While it is true that, according to Spanish procedural law, measures relating to divorce and measures relating to children: are considered as a whole, and are tried in the same main proceedings, 

it is also possible to regulate only measures relating to the child. 

Thus, in the case of unmarried couples’ breakups (known also as “de facto couples”), measures relating to minors are regulated directly, without having to be linked to a declaration of separation.  

 As the legal systems of the various countries are so different, the Brussels 2 bis regulation has had to be improved by the European Council Regulation 2019/ 1111 of 25 June, which will replace it and enter into force on 22 August 2022. Its name is BRUSSELS 2 TER.

The new regulation also updates international law on INTERNATIONAL CHILD ABDUCTION AND ILLEGAL RETENTION

the new regulation, which has not yet entered into force, still contains errors and legislative loopholes.

Brussels 2 Ter contains 98 recitals and 105 articles.

The novelty of the regulation is that it also applies to: the attribution, exercise or termination of parental responsibility. It therefore affects matters such as:

– custody, 

– visiting rights, 

– guardianship, curatorship and similar institutions, 

– foster care or placement of minors, 

– measures for the protection of minors in relation to the administration, conservation or disposal of their property.

– The great facility of the Brussels 2-ter Regulation is that it abolishes the obligation of exequatur, although this is not an absolute elimination.

The recognition of foreign judgments becomes more complicated, as Brussels 2 ter establishes the procedure for suspending the enforcement of a foreign judgment and even refusing to enforce it, based on the “best interests of the child”.

We may find that a decision on the custody or responsibility of a child is directly enforceable in another member state of the Convention, and yet the latter refuses to enforce it.

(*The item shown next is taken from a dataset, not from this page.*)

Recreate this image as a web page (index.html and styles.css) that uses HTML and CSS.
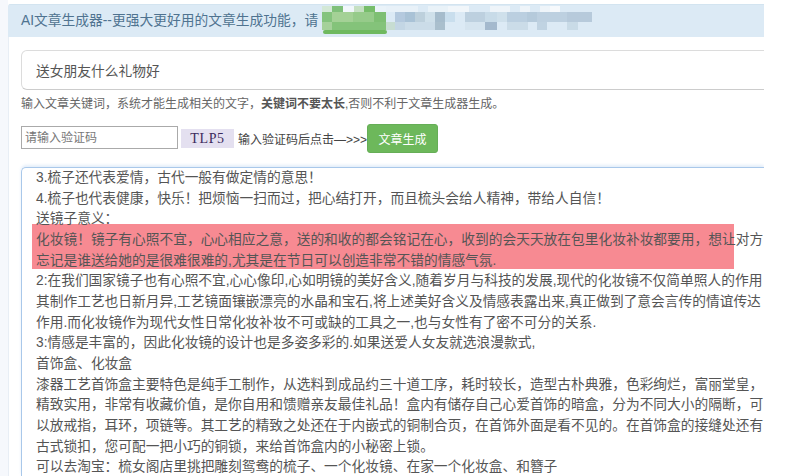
FILE: index.html
```html
<!DOCTYPE html>
<html lang="zh">
<head>
<meta charset="utf-8">
<title>AI文章生成器</title>
<link rel="stylesheet" href="styles.css">
</head>
<body>
<main class="panel">
  <header class="panel-head">
    <span>AI文章生成器--更强大更好用的文章生成功能，请</span>
    <svg class="mosaic" width="272" height="29" viewBox="0 0 272 29" aria-hidden="true">
      <rect x="0" y="0" width="10" height="6" fill="#d3e8d6"/>
      <rect x="10" y="0" width="11" height="6" fill="#7fc07a"/>
      <rect x="21" y="0" width="11" height="6" fill="#f1f7fb"/>
      <rect x="32" y="0" width="10" height="6" fill="#c5e0c2"/>
      <rect x="42" y="0" width="11" height="6" fill="#76bd6a"/>
      <rect x="53" y="0" width="11" height="6" fill="#eaf3f9"/>
      <rect x="64" y="0" width="32" height="6" fill="#e8f1f8"/>
      <rect x="106" y="0" width="20" height="6" fill="#e9f2f8"/>
      <rect x="126" y="0" width="21" height="6" fill="#f1f6fa"/>
      <rect x="168" y="0" width="20" height="6" fill="#eef4f9"/>
      <rect x="198" y="0" width="10" height="6" fill="#eef4f9"/>
      <rect x="218" y="0" width="10" height="6" fill="#eef4f9"/>
      <rect x="228" y="0" width="10" height="6" fill="#f6f9fc"/>
      <rect x="0" y="6" width="10" height="10" fill="#84c37d"/>
      <rect x="10" y="6" width="21" height="10" fill="#a4d196"/>
      <rect x="31" y="6" width="21" height="10" fill="#96cb8a"/>
      <rect x="52" y="6" width="12" height="10" fill="#7ebf73"/>
      <rect x="73" y="6" width="10" height="10" fill="#b4c9de"/>
      <rect x="83" y="6" width="10" height="10" fill="#a9c2d6"/>
      <rect x="93" y="6" width="10" height="10" fill="#bdd0dc"/>
      <rect x="103" y="6" width="10" height="10" fill="#cfe0ea"/>
      <rect x="113" y="6" width="10" height="10" fill="#a6bccc"/>
      <rect x="123" y="6" width="10" height="10" fill="#c9deed"/>
      <rect x="143" y="6" width="20" height="10" fill="#bdd0df"/>
      <rect x="163" y="6" width="12" height="10" fill="#c8dbe8"/>
      <rect x="175" y="6" width="10" height="10" fill="#cfe0eb"/>
      <rect x="185" y="6" width="20" height="10" fill="#bbcfe0"/>
      <rect x="205" y="6" width="10" height="10" fill="#b5cadb"/>
      <rect x="215" y="6" width="30" height="10" fill="#bdd0e0"/>
      <rect x="245" y="6" width="25" height="10" fill="#b7cadb"/>
      <rect x="0" y="16" width="10" height="8" fill="#a5d19a"/>
      <rect x="10" y="16" width="54" height="8" fill="#84c37a"/>
      <rect x="64" y="16" width="9" height="8" fill="#c7ddd2"/>
      <rect x="73" y="16" width="10" height="8" fill="#c3d6e4"/>
      <rect x="83" y="16" width="30" height="8" fill="#cbdce8"/>
      <rect x="113" y="16" width="10" height="8" fill="#aabfcd"/>
      <rect x="143" y="16" width="20" height="8" fill="#d5e4ef"/>
      <rect x="163" y="16" width="12" height="8" fill="#a4b9cd"/>
      <rect x="185" y="16" width="21" height="8" fill="#cbdce8"/>
      <rect x="215" y="16" width="10" height="8" fill="#c0d3e2"/>
      <rect x="245" y="16" width="11" height="8" fill="#c9dbe7"/>
      <rect x="1" y="24" width="64" height="4" rx="2" fill="#6fb95f"/>
    </svg>
  </header>

  <input class="keyword" type="text" value="送女朋友什么礼物好">
  <p class="hint">输入文章关键词，系统才能生成相关的文字，<strong>关键词不要太长</strong>,否则不利于文章生成器生成。</p>

  <div class="captcha-row">
    <input class="captcha-input" type="text" placeholder="请输入验证码">
    <span class="captcha-code">TLP5</span>
    <span class="captcha-note">输入验证码后点击—&gt;&gt;&gt;</span>
    <button class="generate" type="button">文章生成</button>
  </div>

  <section class="result">
    <div class="highlight"></div>
    <div class="result-text">
      <p>3.梳子还代表爱情，古代一般有做定情的意思！</p>
      <p>4.梳子也代表健康，快乐！把烦恼一扫而过，把心结打开，而且梳头会给人精神，带给人自信！</p>
      <p>送镜子意义：</p>
      <p>化妆镜！镜子有心照不宜，心心相应之意，送的和收的都会铭记在心，收到的会天天放在包里化妆补妆都要用，想让对方</p>
      <p>忘记是谁送给她的是很难很难的,尤其是在节日可以创造非常不错的情感气氛.</p>
      <p>2:在我们国家镜子也有心照不宜,心心像印,心如明镜的美好含义,随着岁月与科技的发展,现代的化妆镜不仅简单照人的作用</p>
      <p>其制作工艺也日新月异,工艺镜面镶嵌漂亮的水晶和宝石,将上述美好含义及情感表露出来,真正做到了意会言传的情谊传达</p>
      <p>作用.而化妆镜作为现代女性日常化妆补妆不可或缺的工具之一,也与女性有了密不可分的关系.</p>
      <p>3:情感是丰富的，因此化妆镜的设计也是多姿多彩的.如果送爱人女友就选浪漫款式,</p>
      <p>首饰盒、化妆盒</p>
      <p>漆器工艺首饰盒主要特色是纯手工制作，从选料到成品约三十道工序，耗时较长，造型古朴典雅，色彩绚烂，富丽堂皇，</p>
      <p>精致实用，非常有收藏价值，是你自用和馈赠亲友最佳礼品！盒内有储存自己心爱首饰的暗盒，分为不同大小的隔断，可</p>
      <p>以放戒指，耳环，项链等。其工艺的精致之处还在于内嵌式的铜制合页，在首饰外面是看不见的。在首饰盒的接缝处还有</p>
      <p>古式锁扣，您可配一把小巧的铜锁，来给首饰盒内的小秘密上锁。</p>
      <p>可以去淘宝：梳女阁店里挑把雕刻鸳鸯的梳子、一个化妆镜、在家一个化妆盒、和簪子</p>
    </div>
  </section>
</main>
</body>
</html>
```

FILE: styles.css
```css
* { box-sizing: border-box; }

html, body {
  margin: 0;
  height: 476px;
  overflow: hidden;
  background: #fff;
}

body {
  font-family: "Liberation Sans", "Noto Sans CJK SC", sans-serif;
  color: #555;
  background: linear-gradient(to right, #f6f8fc 8px, #fff 8px);
}

.panel {
  position: relative;
  margin: 4px 0 0 8px;
  width: 756px;
  height: 472px;
  overflow: hidden;
  background: #fff;
  border-top-left-radius: 3px;
  box-shadow: inset 1px 0 0 #e8eef5;
}

.panel-head {
  display: flex;
  align-items: flex-start;
  gap: 4px;
  height: 33px;
  padding-left: 13px;
  background: #dceaf5;
  border-top: 1px solid #d3e4f0;
  color: #4f7390;
  font-size: 13.75px;
  line-height: 32px;
}

.mosaic {
  flex: none;
  margin-top: 1px;
}

.keyword {
  display: block;
  width: 800px;
  height: 40px;
  margin: 13px 0 0 13px;
  padding: 0 14px;
  border: 1px solid #dcdcdc;
  border-bottom-color: #ccc;
  border-radius: 6px;
  background: #fff;
  color: #555;
  font: 13.75px "Liberation Sans", "Noto Sans CJK SC", sans-serif;
}

.hint {
  margin: 6px 0 0 13px;
  font-size: 12px;
  line-height: 17px;
  color: #666;
}

.hint strong { color: #555; }

.captcha-row {
  display: flex;
  align-items: center;
  gap: 3px;
  margin: 11px 0 0 13px;
  height: 29px;
}

.captcha-input {
  width: 157px;
  height: 23px;
  margin-top: -2px;
  padding: 0 3px;
  border: 1px solid #aaa;
  background: #fff;
  color: #555;
  font: 12px "Liberation Sans", "Noto Sans CJK SC", sans-serif;
}

.captcha-input::placeholder { color: #777; opacity: 1; }

.captcha-code {
  width: 53px;
  height: 19px;
  text-align: center;
  background: #e4e0f0;
  color: #3b2a5c;
  font: 14px/20px "Liberation Serif", serif;
  letter-spacing: .6px;
}

.captcha-note {
  margin-left: 1px;
  font-size: 12px;
  color: #444;
  white-space: nowrap;
}

.generate {
  width: 71px;
  height: 29px;
  margin-left: -3px;
  padding: 0;
  border: 1px solid #66ae57;
  border-radius: 3px;
  background: #6db85b;
  color: #fff;
  font: 12px "Liberation Sans", "Noto Sans CJK SC", sans-serif;
}

.result {
  position: relative;
  width: 743px;
  height: 309px;
  margin: 14px 0 0 13px;
  padding: 0 0 0 14px;
  border: 1px solid #a9c8ea;
  border-width: 1px 0 0 1px;
  border-top-left-radius: 5px;
  box-shadow: 0 -2px 3px rgba(120, 170, 230, .2);
}

.result-text {
  position: relative;
  font-size: 13.72px;
  line-height: 20.67px;
  white-space: nowrap;
  color: #555;
}

.result-text p { margin: 0; }

.highlight {
  position: absolute;
  left: 10px;
  top: 56px;
  width: 702px;
  height: 45px;
  background: rgba(243, 88, 100, .7);
}
```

For example, a parent may abduct the child, and the country where the child is abducted may issue a new decision refusing to return the child to his or her country of origin, instead of directly enforcing the privileged decision of the country of origin. So instead of the judgment being enforceable by exequatur, the need for exequatur is eliminated, but legal certainty, is worsened because the final country can refuse to enforce the judgment. 

Both regulations: BRUSSELS 2 BIS and BRUSSELS 2 TER, contain a number of alternative forums of international jurisdiction and can be reviewed “ex officio”, which means that the judge can directly establish the competent Court; 

These are set out (in both regulations) in Article 3, which “revolves around the nationality and/ or residence of the spouses”.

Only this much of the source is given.